Rows from a dataset of pages and code:
==================================================

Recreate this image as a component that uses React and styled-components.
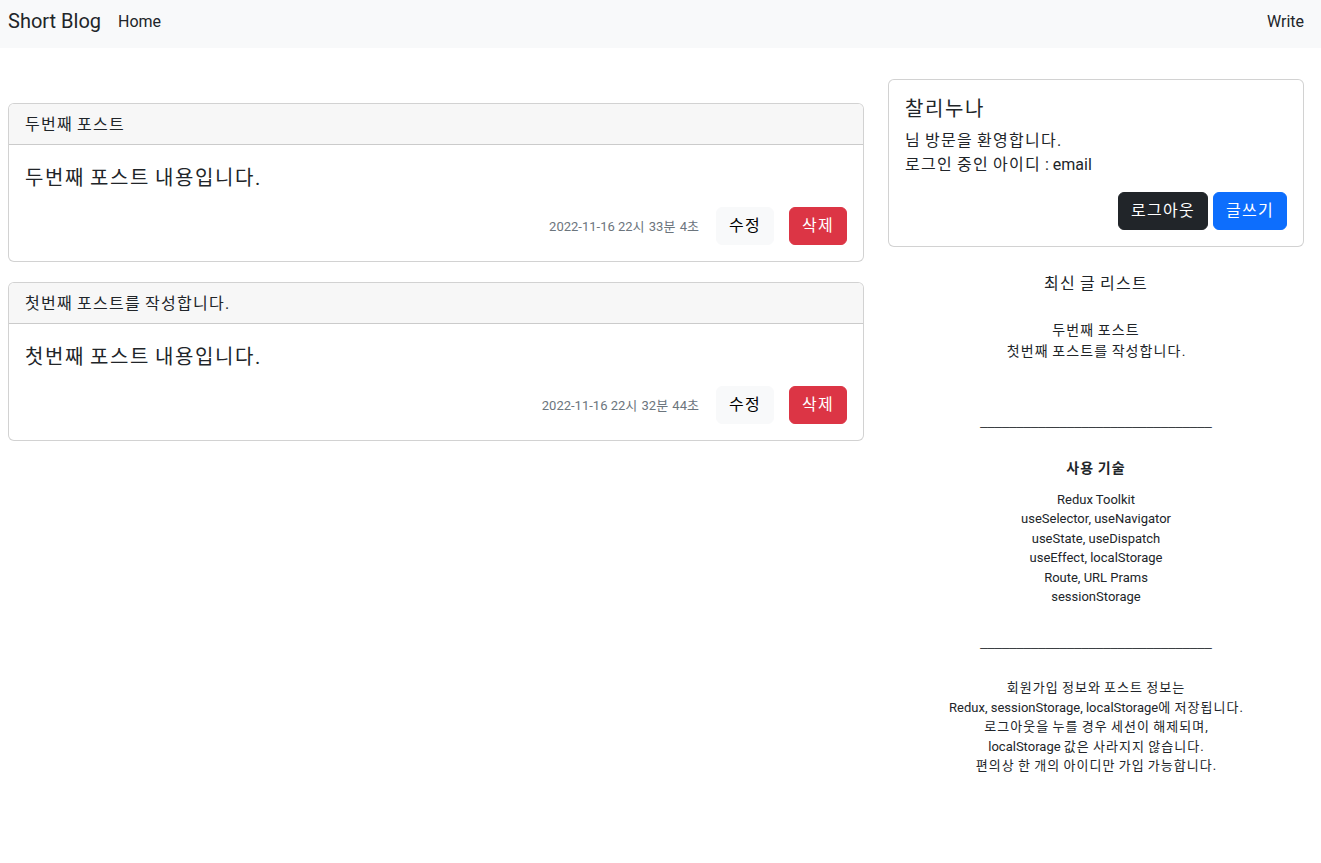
import React from "react";
import styled, { createGlobalStyle } from "styled-components";

const GlobalStyle = createGlobalStyle`
  * { box-sizing: border-box; }
  body {
    margin: 0;
    font-family: Roboto, "Noto Sans CJK KR", sans-serif;
    font-size: 16px;
    line-height: 1.5;
    color: #212529;
    background: #fff;
  }
`;

/* Hangul glyphs in the installed CJK fonts are 0.92em wide; the reference font uses 1em. */
const Hangul = styled.span`
  letter-spacing: 0.08em;
`;

function K({ children }) {
  const parts = String(children).split(/([\uAC00-\uD7A3\u3131-\u318E]+)/);
  return (
    <>
      {parts.map((part, i) =>
        i % 2 === 1 ? <Hangul key={i}>{part}</Hangul> : part
      )}
    </>
  );
}

const Nav = styled.nav`
  height: 48px;
  background: #f8f9fa;
  display: flex;
  align-items: flex-start;
  padding: 7px 17px 0 8px;
`;

const Brand = styled.a`
  font-size: 20px;
  line-height: 30px;
  color: #212529;
  text-decoration: none;
  margin-right: 17px;
  margin-top: -1px;
`;

const NavLink = styled.a`
  font-size: 16px;
  line-height: 30px;
  color: #212529;
  text-decoration: none;
  margin-left: ${(p) => (p.$right ? "auto" : "0")};
`;

const Main = styled.main`
  display: grid;
  grid-template-columns: 856px 416px;
  column-gap: 24px;
  padding: 31px 17px 40px 8px;
  align-items: start;
`;

const PostColumn = styled.section`
  display: flex;
  flex-direction: column;
  gap: 20px;
  margin-top: 24px;
`;

const Card = styled.div`
  border: 1px solid rgba(0, 0, 0, 0.175);
  border-radius: 6px;
  background: #fff;
  overflow: hidden;
`;

const CardHeader = styled.div`
  padding: 9px 16px 7px;
  background: #f7f7f7;
  border-bottom: 1px solid rgba(0, 0, 0, 0.175);
  font-size: 16px;
  line-height: 24px;
`;

const CardBody = styled.div`
  padding: 16px;
`;

const PostText = styled.p`
  margin: 0 0 16px;
  font-size: 20px;
  line-height: 30px;
  padding-top: 2px;
  height: 30px;
`;

const PostFooter = styled.div`
  display: flex;
  justify-content: flex-end;
  align-items: center;
  gap: 15px;
`;

const DateText = styled.span`
  font-size: 13px;
  color: #6c757d;
  margin-right: 1px;
  padding-top: 1px;
`;

const Button = styled.button`
  font-family: inherit;
  font-size: 16px;
  line-height: 24px;
  padding: 6px 12px;
  border-radius: 6px;
  border: 1px solid ${(p) => p.$bg};
  background: ${(p) => p.$bg};
  color: ${(p) => p.$fg};
  cursor: pointer;
`;

const Sidebar = styled.aside`
  display: flex;
  flex-direction: column;
  align-items: stretch;
  text-align: center;
`;

const ProfileBody = styled.div`
  padding: 17px 16px 16px;
  text-align: left;
`;

const ProfileName = styled.h5`
  margin: 0 0 8px;
  font-size: 20px;
  font-weight: 400;
  line-height: 24px;
`;

const ProfileLine = styled.div`
  font-size: 16px;
  line-height: 24px;
`;

const ProfileActions = styled.div`
  display: flex;
  justify-content: flex-end;
  gap: 5px;
  margin-top: 15px;
`;

const SectionTitle = styled.div`
  font-size: 16px;
  line-height: 24px;
  margin-top: 25px;
`;

const Lines = styled.div`
  font-size: ${(p) => p.$size || 13}px;
  line-height: ${(p) => p.$lh || 19.5}px;
  font-weight: ${(p) => (p.$bold ? 700 : 400)};
  margin-top: ${(p) => p.$mt || 0}px;
`;

const Divider = styled.div`
  font-family: "Liberation Sans", sans-serif;
  font-size: 13px;
  line-height: 19.5px;
  margin-top: ${(p) => p.$mt}px;
  white-space: nowrap;
`;

const posts = [
  {
    title: "두번째 포스트",
    content: "두번째 포스트 내용입니다.",
    date: "2022-11-16 22시 33분 4초",
  },
  {
    title: "첫번째 포스트를 작성합니다.",
    content: "첫번째 포스트 내용입니다.",
    date: "2022-11-16 22시 32분 44초",
  },
];

const tech = [
  "Redux Toolkit",
  "useSelector, useNavigator",
  "useState, useDispatch",
  "useEffect, localStorage",
  "Route, URL Prams",
  "sessionStorage",
];

const info = [
  "회원가입 정보와 포스트 정보는",
  "Redux, sessionStorage, localStorage에 저장됩니다.",
  "로그아웃을 누를 경우 세션이 해제되며,",
  "localStorage 값은 사라지지 않습니다.",
  "편의상 한 개의 아이디만 가입 가능합니다.",
];

const UNDERSCORES = "________________________________";

export default function App() {
  return (
    <>
      <GlobalStyle />
      <Nav>
        <Brand href="#">Short Blog</Brand>
        <NavLink href="#">Home</NavLink>
        <NavLink href="#" $right>
          Write
        </NavLink>
      </Nav>
      <Main>
        <PostColumn>
          {posts.map((p) => (
            <Card key={p.title}>
              <CardHeader>
                <K>{p.title}</K>
              </CardHeader>
              <CardBody>
                <PostText>
                  <K>{p.content}</K>
                </PostText>
                <PostFooter>
                  <DateText>
                    <K>{p.date}</K>
                  </DateText>
                  <Button $bg="#f8f9fa" $fg="#000">
                    <K>수정</K>
                  </Button>
                  <Button $bg="#dc3545" $fg="#fff">
                    <K>삭제</K>
                  </Button>
                </PostFooter>
              </CardBody>
            </Card>
          ))}
        </PostColumn>
        <Sidebar>
          <Card>
            <ProfileBody>
              <ProfileName>
                <K>찰리누나</K>
              </ProfileName>
              <ProfileLine>
                <K>님 방문을 환영합니다.</K>
              </ProfileLine>
              <ProfileLine>
                <K>로그인 중인 아이디 : email</K>
              </ProfileLine>
              <ProfileActions>
                <Button $bg="#212529" $fg="#fff">
                  <K>로그아웃</K>
                </Button>
                <Button $bg="#0d6efd" $fg="#fff">
                  <K>글쓰기</K>
                </Button>
              </ProfileActions>
            </ProfileBody>
          </Card>
          <SectionTitle>
            <K>최신 글 리스트</K>
          </SectionTitle>
          <Lines $size={14} $lh={21} $mt={24}>
            <div>
              <K>두번째 포스트</K>
            </div>
            <div>
              <K>첫번째 포스트를 작성합니다.</K>
            </div>
          </Lines>
          <Divider $mt={49}>{UNDERSCORES}</Divider>
          <Lines $size={14} $lh={21} $bold $mt={27}>
            <K>사용 기술</K>
          </Lines>
          <Lines $mt={11}>
            {tech.map((t) => (
              <div key={t}>{t}</div>
            ))}
          </Lines>
          <Divider $mt={25}>{UNDERSCORES}</Divider>
          <Lines $mt={27}>
            {info.map((t) => (
              <div key={t}>
                <K>{t}</K>
              </div>
            ))}
          </Lines>
        </Sidebar>
      </Main>
    </>
  );
}
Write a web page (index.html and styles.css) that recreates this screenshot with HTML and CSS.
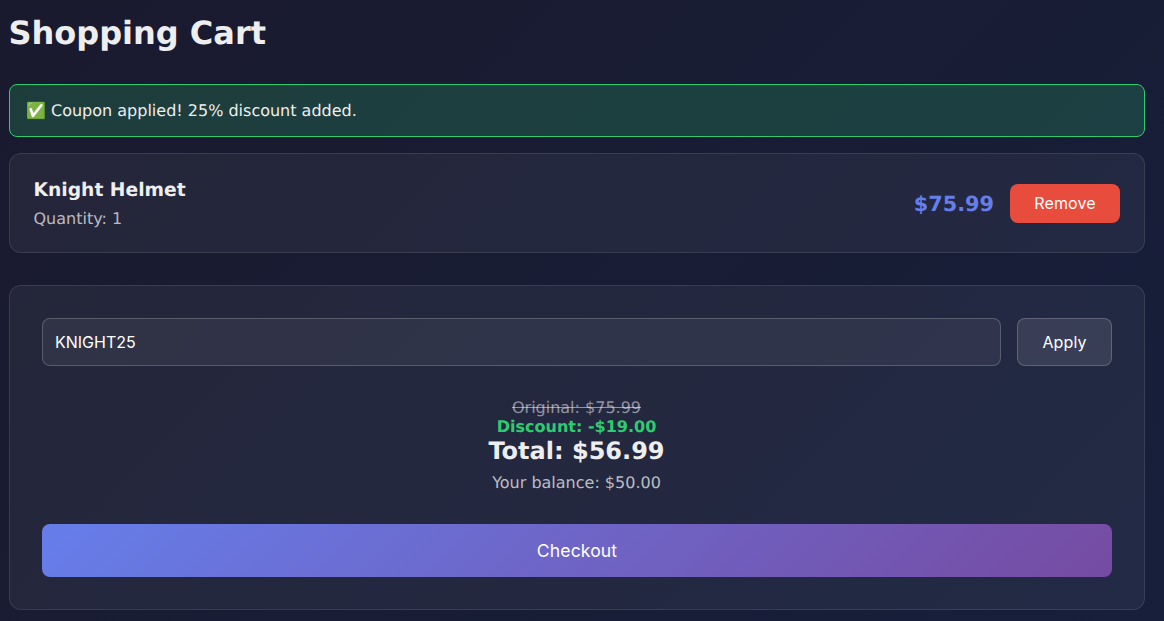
FILE: index.html
```html
<!DOCTYPE html>
<html lang="en">
<head>
    <meta charset="UTF-8">
    <meta name="viewport" content="width=device-width, initial-scale=1.0">
    <title>Shopping Cart</title>
    <link rel="stylesheet" href="styles.css">
</head>
<body>
    <div class="container">
        <h1>Shopping Cart</h1>

        <div class="alert">✅ Coupon applied! 25% discount added.</div>

        <!-- Cart items -->
        <div class="cart-item">
            <div class="item-info">
                <div class="item-name">Knight Helmet</div>
                <div class="item-qty">Quantity: 1</div>
            </div>
            <div class="item-actions">
                <span class="item-price">$75.99</span>
                <button class="btn-remove">Remove</button>
            </div>
        </div>

        <!-- Summary -->
        <div class="summary">
            <div class="coupon-form">
                <input class="coupon-input" type="text" value="KNIGHT25">
                <button class="btn-apply">Apply</button>
            </div>

            <div class="totals">
                <div class="original">Original: $75.99</div>
                <div class="discount">Discount: -$19.00</div>
                <div class="total">Total: $56.99</div>
                <div class="balance">Your balance: $50.00</div>
            </div>

            <button class="btn-checkout">Checkout</button>
        </div>
    </div>
</body>
</html>
```

FILE: styles.css
```css
* {
    box-sizing: border-box;
}

html, body {
    height: 100%;
}

body {
    margin: 0;
    padding: 14px 19px 11px 9px;
    background: linear-gradient(135deg, #1a1a2e 0%, #171f3b 100%);
    color: #eeeeee;
    font-family: "DejaVu Sans", sans-serif;
    text-rendering: geometricPrecision;
    overflow: hidden;
}

h1 {
    margin: 0 0 32px -0.6px;
    font-size: 32px;
    line-height: 38px;
    font-weight: bold;
}

.alert {
    padding: 16px;
    margin-bottom: 16px;
    background: rgba(46, 204, 113, 0.2);
    border: 1px solid #2ecc71;
    border-radius: 8px;
    font-size: 16px;
    line-height: 19px;
}

.cart-item {
    display: flex;
    justify-content: space-between;
    align-items: center;
    padding: 24px;
    margin-bottom: 32px;
    background: rgba(255, 255, 255, 0.05);
    border: 1px solid rgba(255, 255, 255, 0.1);
    border-radius: 12px;
}

.item-info {
    margin-left: -0.5px;
}

.item-name {
    font-size: 18.72px;
    line-height: 25px;
    font-weight: bold;
    margin-bottom: 6px;
}

.item-qty {
    font-size: 16px;
    line-height: 19px;
    color: rgba(255, 255, 255, 0.7);
}

.item-actions {
    display: flex;
    align-items: center;
    gap: 16px;
}

.item-price {
    padding-top: 2px;
    font-size: 20.8px;
    line-height: 26px;
    font-weight: bold;
    color: #667eea;
}

button {
    font-family: Inter, sans-serif;
    font-size: 16px;
    line-height: 19px;
    letter-spacing: 0.1px;
    color: #ffffff;
    cursor: pointer;
}

.btn-remove {
    width: 110px;
    padding: 10px 0;
    background: #e74c3c;
    border: none;
    border-radius: 8px;
}

.summary {
    padding: 32px;
    background: rgba(255, 255, 255, 0.05);
    border: 1px solid rgba(255, 255, 255, 0.1);
    border-radius: 12px;
}

.coupon-form {
    display: flex;
    gap: 16px;
    margin-bottom: 32px;
}

.coupon-input {
    flex: 1;
    height: 48px;
    padding: 12px;
    background: rgba(255, 255, 255, 0.06);
    border: 1px solid rgba(255, 255, 255, 0.2);
    border-radius: 8px;
    font-family: Inter, sans-serif;
    font-size: 16px;
    color: #ffffff;
}

.btn-apply {
    width: 95px;
    padding: 0;
    background: rgba(255, 255, 255, 0.1);
    border: 1px solid rgba(255, 255, 255, 0.2);
    border-radius: 8px;
}

.totals {
    padding-right: 1px;
    text-align: center;
    margin-bottom: 32px;
}

.original {
    font-size: 16px;
    line-height: 19px;
    color: rgba(255, 255, 255, 0.5);
    text-decoration: line-through;
}

.discount {
    font-size: 16px;
    line-height: 19px;
    font-weight: bold;
    color: #2ecc71;
}

.total {
    font-size: 24px;
    line-height: 30px;
    font-weight: bold;
}

.balance {
    margin-top: 7px;
    font-size: 16px;
    line-height: 19px;
    color: rgba(255, 255, 255, 0.7);
}

.btn-checkout {
    display: block;
    width: 100%;
    padding: 16px;
    background: linear-gradient(135deg, #667eea 0%, #764ba2 100%);
    border: none;
    border-radius: 8px;
    font-size: 17.6px;
    line-height: 21px;
}
```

==================================================

Work to complete: Return every line from the records above that holds the word "React".

Output:
Recreate this image as a component that uses React and styled-components.
import React from "react";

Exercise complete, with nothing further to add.